Pump Up Your Book Chats with Cynthia Haggard, author of Thwarted Queen

Author Cynthia Haggard

Author Cynthia Haggard

Born and raised in Surrey, England, Cynthia Sally Haggard has lived in the United States for thirty years. She is the author of the Thwarted Queen series, which includes The Bride Price, One Seed Sown, The Gilded Cage, Two Murders Reaped and Rose of Raby. She has had four careers: violinist, cognitive scientist, medical writer and novelist. Yes, she is related to H. Rider Haggard, the author of SHE and KING SOLOMONS’S MINES. (H. Rider Haggard was a younger brother of the author’s great-grandfather.) Cynthia Sally Haggard is a member of the Historical Novel Society. You can visit her at: http://spunstories.com/, https://twitter.com/ – !/cynthiahaggard, and http://www.facebook.com/cynthia.haggard.

Thank you for this interview, Cynthia.  Do you remember writing stories as a child or did the writing bug come later?  Do you remember your first published piece?

A: As a child, I loved to read, and was taught reading at the age of three by my mother. But writing was something that came much later, after I’d already had a couple of careers, which I fell into by accident. I’d come out of a 15-year period of working as a bench scientist when I decided to make the transition to science writing. It occurred to me that the best way to do that was to take courses in creative writing. I found my way to a charming cottage in the Bernal Heights area of San Francisco, where, on the first day of the Intro to the Novel course, the Stegner fellow informed us that he expected to see the first five pages of our new novel next week. Ever the good student, I obliged. I have never looked back.

What do you consider as the most frustrating side of becoming a published author and what has been the most rewarding?

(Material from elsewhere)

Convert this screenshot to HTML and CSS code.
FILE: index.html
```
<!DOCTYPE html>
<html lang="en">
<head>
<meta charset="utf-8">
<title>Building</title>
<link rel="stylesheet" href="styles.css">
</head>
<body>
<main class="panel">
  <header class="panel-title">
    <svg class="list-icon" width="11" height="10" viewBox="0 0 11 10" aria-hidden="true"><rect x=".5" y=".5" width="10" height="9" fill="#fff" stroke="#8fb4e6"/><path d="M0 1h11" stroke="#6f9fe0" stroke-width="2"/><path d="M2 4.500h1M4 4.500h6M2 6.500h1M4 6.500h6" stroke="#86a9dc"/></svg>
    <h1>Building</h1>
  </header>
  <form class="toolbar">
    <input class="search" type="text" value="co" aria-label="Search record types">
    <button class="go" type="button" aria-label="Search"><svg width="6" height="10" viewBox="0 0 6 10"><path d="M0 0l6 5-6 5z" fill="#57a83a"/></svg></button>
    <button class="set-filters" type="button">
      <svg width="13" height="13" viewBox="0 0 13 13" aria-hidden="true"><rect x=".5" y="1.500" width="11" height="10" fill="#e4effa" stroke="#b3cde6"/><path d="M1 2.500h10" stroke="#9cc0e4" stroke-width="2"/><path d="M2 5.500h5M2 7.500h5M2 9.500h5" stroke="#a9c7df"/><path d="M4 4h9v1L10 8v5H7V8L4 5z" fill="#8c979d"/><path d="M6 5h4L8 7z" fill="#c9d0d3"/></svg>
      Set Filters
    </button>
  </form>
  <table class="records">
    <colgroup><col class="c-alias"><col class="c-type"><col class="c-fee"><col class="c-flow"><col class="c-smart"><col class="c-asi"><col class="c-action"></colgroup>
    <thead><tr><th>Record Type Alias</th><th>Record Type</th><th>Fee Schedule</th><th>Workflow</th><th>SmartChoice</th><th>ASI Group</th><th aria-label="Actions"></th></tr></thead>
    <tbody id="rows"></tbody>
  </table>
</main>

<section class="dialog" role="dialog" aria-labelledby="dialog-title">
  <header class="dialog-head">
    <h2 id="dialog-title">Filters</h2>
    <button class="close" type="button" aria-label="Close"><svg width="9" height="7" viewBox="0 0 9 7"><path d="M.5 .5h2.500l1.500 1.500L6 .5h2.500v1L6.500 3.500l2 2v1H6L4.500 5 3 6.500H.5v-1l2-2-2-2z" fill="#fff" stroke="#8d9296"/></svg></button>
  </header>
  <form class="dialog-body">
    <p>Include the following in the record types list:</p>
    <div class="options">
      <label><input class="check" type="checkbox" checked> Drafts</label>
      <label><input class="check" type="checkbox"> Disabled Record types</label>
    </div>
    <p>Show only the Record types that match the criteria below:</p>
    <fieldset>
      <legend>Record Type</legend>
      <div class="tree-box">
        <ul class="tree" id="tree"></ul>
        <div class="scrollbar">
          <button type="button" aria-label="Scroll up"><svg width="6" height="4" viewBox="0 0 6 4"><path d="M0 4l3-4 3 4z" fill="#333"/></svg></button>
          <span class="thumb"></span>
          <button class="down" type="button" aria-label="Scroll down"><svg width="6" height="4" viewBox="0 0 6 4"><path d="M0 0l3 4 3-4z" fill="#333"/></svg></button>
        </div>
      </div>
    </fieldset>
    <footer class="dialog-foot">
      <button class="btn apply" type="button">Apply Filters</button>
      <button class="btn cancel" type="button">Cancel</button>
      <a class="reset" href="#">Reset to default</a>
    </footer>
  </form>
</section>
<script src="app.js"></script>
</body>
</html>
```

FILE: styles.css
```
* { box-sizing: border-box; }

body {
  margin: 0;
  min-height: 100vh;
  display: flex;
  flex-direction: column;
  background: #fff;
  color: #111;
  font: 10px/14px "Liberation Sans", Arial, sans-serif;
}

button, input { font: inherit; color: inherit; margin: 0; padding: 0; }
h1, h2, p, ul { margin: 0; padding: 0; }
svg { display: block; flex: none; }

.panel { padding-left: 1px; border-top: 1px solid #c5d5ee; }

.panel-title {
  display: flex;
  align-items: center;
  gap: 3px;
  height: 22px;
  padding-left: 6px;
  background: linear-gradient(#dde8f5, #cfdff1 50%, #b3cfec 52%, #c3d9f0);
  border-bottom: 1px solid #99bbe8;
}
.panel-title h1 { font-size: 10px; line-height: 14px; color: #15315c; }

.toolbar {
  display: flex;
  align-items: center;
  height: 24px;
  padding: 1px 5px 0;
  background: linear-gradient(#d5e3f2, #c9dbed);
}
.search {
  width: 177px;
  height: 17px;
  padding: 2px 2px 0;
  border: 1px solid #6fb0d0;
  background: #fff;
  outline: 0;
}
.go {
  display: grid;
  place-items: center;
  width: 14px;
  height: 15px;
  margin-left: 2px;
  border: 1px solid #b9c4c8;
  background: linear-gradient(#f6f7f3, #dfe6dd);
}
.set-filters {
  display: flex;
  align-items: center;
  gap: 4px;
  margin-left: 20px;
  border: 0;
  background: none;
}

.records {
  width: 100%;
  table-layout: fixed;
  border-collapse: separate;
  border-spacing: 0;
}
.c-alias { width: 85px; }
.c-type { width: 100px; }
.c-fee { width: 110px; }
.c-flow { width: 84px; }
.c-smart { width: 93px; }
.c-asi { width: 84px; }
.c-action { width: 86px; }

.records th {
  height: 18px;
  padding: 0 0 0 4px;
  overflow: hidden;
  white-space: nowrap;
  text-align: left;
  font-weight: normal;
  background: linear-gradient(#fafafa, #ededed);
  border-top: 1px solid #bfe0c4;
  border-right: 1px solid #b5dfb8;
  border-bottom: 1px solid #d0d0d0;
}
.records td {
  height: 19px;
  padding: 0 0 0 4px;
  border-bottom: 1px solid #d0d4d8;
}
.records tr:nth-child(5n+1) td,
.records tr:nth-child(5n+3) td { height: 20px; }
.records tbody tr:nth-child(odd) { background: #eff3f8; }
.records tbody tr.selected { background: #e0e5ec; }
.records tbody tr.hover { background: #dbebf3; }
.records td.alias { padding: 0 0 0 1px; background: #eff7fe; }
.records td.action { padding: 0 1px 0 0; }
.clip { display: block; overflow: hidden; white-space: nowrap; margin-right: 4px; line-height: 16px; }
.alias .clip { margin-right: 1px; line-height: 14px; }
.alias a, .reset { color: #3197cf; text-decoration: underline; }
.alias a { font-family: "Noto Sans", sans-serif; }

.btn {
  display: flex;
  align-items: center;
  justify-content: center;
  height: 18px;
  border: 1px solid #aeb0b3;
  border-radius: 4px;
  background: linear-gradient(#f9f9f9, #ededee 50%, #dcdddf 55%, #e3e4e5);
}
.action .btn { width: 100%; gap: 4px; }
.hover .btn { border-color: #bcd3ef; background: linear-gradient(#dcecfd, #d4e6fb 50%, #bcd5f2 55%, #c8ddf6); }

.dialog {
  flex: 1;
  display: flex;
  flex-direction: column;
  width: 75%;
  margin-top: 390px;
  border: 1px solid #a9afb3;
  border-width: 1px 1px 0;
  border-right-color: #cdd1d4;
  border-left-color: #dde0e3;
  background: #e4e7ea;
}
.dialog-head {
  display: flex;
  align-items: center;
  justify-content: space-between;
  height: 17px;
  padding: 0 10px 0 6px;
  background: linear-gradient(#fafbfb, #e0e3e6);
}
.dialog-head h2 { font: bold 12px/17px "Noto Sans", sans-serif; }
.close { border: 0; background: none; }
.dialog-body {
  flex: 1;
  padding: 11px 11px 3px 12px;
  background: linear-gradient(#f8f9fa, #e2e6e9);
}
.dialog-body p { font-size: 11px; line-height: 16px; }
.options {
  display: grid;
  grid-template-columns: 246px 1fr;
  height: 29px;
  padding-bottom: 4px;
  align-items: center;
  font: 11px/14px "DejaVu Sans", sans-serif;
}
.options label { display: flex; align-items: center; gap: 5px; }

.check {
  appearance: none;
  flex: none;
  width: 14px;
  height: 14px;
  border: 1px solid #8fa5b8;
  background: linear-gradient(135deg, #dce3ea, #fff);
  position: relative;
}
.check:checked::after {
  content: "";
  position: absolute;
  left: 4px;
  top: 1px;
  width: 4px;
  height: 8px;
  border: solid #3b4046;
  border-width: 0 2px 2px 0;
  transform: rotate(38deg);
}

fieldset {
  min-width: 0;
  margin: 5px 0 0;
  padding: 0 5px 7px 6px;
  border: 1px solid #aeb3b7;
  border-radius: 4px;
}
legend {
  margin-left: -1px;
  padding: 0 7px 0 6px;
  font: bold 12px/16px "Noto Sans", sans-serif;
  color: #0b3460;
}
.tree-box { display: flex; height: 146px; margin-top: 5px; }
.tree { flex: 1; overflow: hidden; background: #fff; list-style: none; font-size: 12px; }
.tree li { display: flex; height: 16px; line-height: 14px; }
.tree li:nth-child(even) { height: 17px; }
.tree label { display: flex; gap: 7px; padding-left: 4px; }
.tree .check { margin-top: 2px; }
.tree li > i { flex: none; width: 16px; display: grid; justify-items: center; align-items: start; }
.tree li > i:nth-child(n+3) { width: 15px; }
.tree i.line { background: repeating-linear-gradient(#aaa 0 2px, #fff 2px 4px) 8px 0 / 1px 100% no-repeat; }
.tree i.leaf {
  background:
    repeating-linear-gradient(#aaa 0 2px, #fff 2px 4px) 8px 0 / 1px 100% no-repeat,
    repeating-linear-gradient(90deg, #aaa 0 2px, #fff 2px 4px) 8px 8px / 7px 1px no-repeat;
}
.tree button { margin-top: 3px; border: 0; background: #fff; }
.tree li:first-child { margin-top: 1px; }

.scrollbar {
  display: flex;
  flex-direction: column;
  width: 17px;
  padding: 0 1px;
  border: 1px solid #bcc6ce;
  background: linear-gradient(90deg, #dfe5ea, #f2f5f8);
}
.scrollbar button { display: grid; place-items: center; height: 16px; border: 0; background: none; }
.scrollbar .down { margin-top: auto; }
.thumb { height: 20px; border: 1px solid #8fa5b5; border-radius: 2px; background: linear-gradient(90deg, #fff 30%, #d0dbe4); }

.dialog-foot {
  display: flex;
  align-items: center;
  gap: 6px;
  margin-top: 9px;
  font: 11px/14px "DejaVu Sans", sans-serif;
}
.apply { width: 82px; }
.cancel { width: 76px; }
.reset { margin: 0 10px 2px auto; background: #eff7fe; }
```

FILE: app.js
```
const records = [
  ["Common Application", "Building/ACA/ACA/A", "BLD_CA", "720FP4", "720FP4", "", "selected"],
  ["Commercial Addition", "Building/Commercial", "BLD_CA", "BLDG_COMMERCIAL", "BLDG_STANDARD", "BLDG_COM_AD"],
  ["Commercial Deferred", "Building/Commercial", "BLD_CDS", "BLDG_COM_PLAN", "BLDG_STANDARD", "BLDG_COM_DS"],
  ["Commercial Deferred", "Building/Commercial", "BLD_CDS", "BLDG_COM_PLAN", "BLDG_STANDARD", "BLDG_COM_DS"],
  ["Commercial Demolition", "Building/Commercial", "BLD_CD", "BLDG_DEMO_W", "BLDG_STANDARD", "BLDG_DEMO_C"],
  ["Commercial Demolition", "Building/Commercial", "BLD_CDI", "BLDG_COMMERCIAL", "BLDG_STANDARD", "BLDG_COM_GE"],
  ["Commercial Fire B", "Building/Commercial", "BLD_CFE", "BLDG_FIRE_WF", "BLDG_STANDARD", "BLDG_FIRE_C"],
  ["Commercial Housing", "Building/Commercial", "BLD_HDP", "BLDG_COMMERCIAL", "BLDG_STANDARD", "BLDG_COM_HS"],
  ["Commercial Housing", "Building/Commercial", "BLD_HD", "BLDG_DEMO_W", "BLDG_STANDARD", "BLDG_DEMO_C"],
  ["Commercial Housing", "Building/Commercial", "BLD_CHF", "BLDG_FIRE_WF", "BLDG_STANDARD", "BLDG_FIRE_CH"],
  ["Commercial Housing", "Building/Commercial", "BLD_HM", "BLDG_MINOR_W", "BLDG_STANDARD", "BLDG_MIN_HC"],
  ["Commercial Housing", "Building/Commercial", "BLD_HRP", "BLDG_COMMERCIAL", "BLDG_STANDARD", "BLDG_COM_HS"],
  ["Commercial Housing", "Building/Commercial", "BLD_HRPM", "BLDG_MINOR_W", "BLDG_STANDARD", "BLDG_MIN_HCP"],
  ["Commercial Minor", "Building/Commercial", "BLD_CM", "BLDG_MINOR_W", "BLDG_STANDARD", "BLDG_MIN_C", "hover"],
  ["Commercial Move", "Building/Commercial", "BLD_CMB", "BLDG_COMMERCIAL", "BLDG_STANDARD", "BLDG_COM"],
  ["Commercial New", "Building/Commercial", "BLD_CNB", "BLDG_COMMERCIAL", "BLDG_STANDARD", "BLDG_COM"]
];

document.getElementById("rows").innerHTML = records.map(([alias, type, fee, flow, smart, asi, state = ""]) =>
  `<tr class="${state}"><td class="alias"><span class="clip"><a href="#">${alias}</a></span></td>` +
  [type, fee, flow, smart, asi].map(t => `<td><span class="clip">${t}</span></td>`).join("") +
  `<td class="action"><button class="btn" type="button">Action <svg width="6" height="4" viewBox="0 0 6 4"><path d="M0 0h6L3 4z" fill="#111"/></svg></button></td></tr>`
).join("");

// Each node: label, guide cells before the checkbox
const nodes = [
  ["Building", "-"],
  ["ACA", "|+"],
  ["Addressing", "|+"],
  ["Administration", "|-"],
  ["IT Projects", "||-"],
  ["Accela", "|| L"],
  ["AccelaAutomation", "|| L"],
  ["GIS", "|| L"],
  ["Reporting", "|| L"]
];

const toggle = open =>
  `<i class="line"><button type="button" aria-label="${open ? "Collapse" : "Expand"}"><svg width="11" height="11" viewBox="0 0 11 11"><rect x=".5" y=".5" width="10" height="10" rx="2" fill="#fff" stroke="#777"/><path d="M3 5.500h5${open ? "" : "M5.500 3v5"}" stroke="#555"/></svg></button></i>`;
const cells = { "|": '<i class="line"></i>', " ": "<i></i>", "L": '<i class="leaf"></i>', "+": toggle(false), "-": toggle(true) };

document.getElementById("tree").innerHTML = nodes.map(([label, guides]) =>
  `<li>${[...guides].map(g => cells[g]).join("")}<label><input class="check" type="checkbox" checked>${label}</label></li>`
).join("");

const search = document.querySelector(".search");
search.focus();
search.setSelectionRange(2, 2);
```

A: The marketing side of it is very time-consuming and can sometimes be frustrating, although it can also have its unexpected rewards (as when a reader praises your work). Most days, I feel like Sisyphus pushing that immense boulder up a hill. I keep my sanity by carving out time to write every day.

Thwarted Queen

Thwarted Queen

Are you married or single and how do you combine the writing life with home life?  Do you have support?

A:  I am married and am very blessed to have a supportive husband. I literally could not do this without him.

What do you like to do for fun when you’re not writing?  Where do you like to vacation?  Can you tell us briefly about this?

A: I lead one of those lives where I very rarely do something that isn’t related to writing. Right now, I’m touring Sicily, looking for inspiration for a new novel. But I can hardly complain about that, now can I?

Who is your biggest fan?

A: I am lucky enough to find my biggest fans in my own close community of friends and family.

Where’s your favorite place to write at home?

A: My husband and I live in a 2-bedroom apartment in Washington DC.  My office is the second bedroom. I love that place. It is very me.

I understand that you are touring with Pump Up Your Book Promotion in May 2012 via a virtual book tour.  Can you tell us all why you chose a virtual book tour to promote your book online?

A: It’s the wave of the future. My understanding is that traditional book-signings are not effective because people don’t typically turn out for new authors they don’t know. A virtual book tour allows me to reach readers I couldn’t possibly reach otherwise.

Thank you for this interview, Cynthia. Good luck on your virtual book tour!

A: Thank you for having me, it’s a pleasure to talk with you!

Thwarted Queen Synopsis

Cecylee is the apple of her mother’s eye. The seventh daughter, she is the only one left unmarried by 1424, the year she turns nine. In her father’s eyes, however, she is merely a valuable pawn in the game of marriage. The Earl of Westmorland plans to marry his youngest daughter to 13-year-old Richard, Duke of York, who is close to the throne. He wants this splendid match to take place so badly, he locks his daughter up.

The event that fuels the narrative is Cecylee’s encounter with Blaybourne, a handsome archer, when she is twenty-six years old. This love affair produces a child (the “One Seed” of Book II), who becomes King Edward IV. But how does a public figure like Cecylee, whose position depends upon the goodwill of her husband, carry off such an affair? The duke could have locked her up, or disposed of this illegitimate son.

But Richard does neither, keeping her firmly by his side as he tries to make his voice heard in the tumultuous years that encompass the end of the Hundred Years War – during which England loses all of her possessions in France – and the opening phase of the Wars of the Roses. He inherits the political mantle of his mentor Duke Humphrey of Gloucester, and become’s the people’s champion. The rambunctious Londoners are unhappy that their country has become mired in misrule due to the ineptitude of a King prone to fits of madness. Nor are they better pleased by the attempts of the King’s French wife to maneuver herself into power, especially as she was responsible for England’s losses in France. But can Richard and Cecylee prevail? Everywhere, their enemies lurk in the shadows.

This book is filled with many voices, not least those of the Londoners, who forged their political destiny by engaging in public debate with the powerful aristocrats of the time. By their courageous acts, these fifteenth-century Londoners set the stage for American Democracy.